Question: Say that a complex number $z$ is three-presentable if there is a complex number $w$ of absolute value $3$ such that $z = w - \frac{1}{w}$.  Let $T$ be the set of all three-presentable complex numbers.  The set $T$ forms a closed curve in the complex plane.  What is the area inside $T$?
Solution: Let $z$ be a member of the set $T$. Then $z = w - \frac{1}{w}$ for some complex number $w$ with absolute value $3$. We can rewrite $z$ as
$$z = w - \frac{1}{w} = w - \frac{\overline{w}}{|w|^2}= w - \frac{\overline{w}}{9}.$$Let $w=x+iy$ where $x$ and $y$ are real numbers. Then we have
$$z = x+iy - \frac{x-iy}{9} =\frac{8x + 10iy}{9}.$$This tells us that to go from $w$ to $z$ we need to stretch the real part by a factor of $\frac{8}{9}$ and the imaginary part by a factor of $\frac{10}{9}$.
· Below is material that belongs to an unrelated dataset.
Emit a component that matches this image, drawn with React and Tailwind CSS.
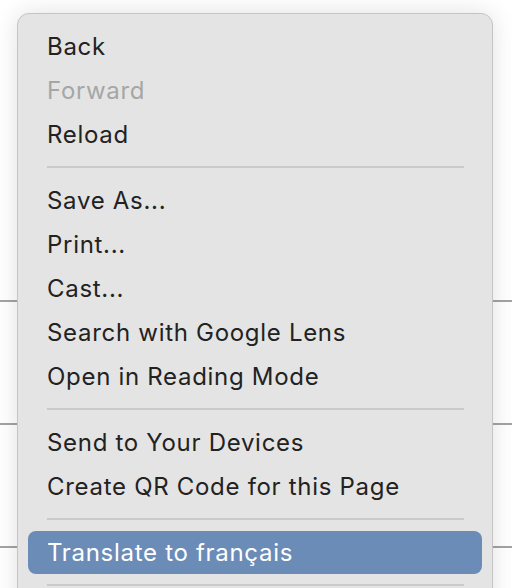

$T$ includes all complex numbers formed by stretching a complex number of absolute value $3$ in this way. Since all complex numbers of absolute value $3$ form a circle of radius $3$, $T$ is an ellipse formed by stretching a circle of radius $3$ by a factor of $\frac{8}{9}$ in the $x$ direction and by a factor of $\frac{10}{9}$ in the $y$ direction. Therefore, the area inside $T$ is
$$\frac{8}{9}\cdot\frac{10}{9}\cdot9\pi = \boxed{\frac{80}{9}\pi}.$$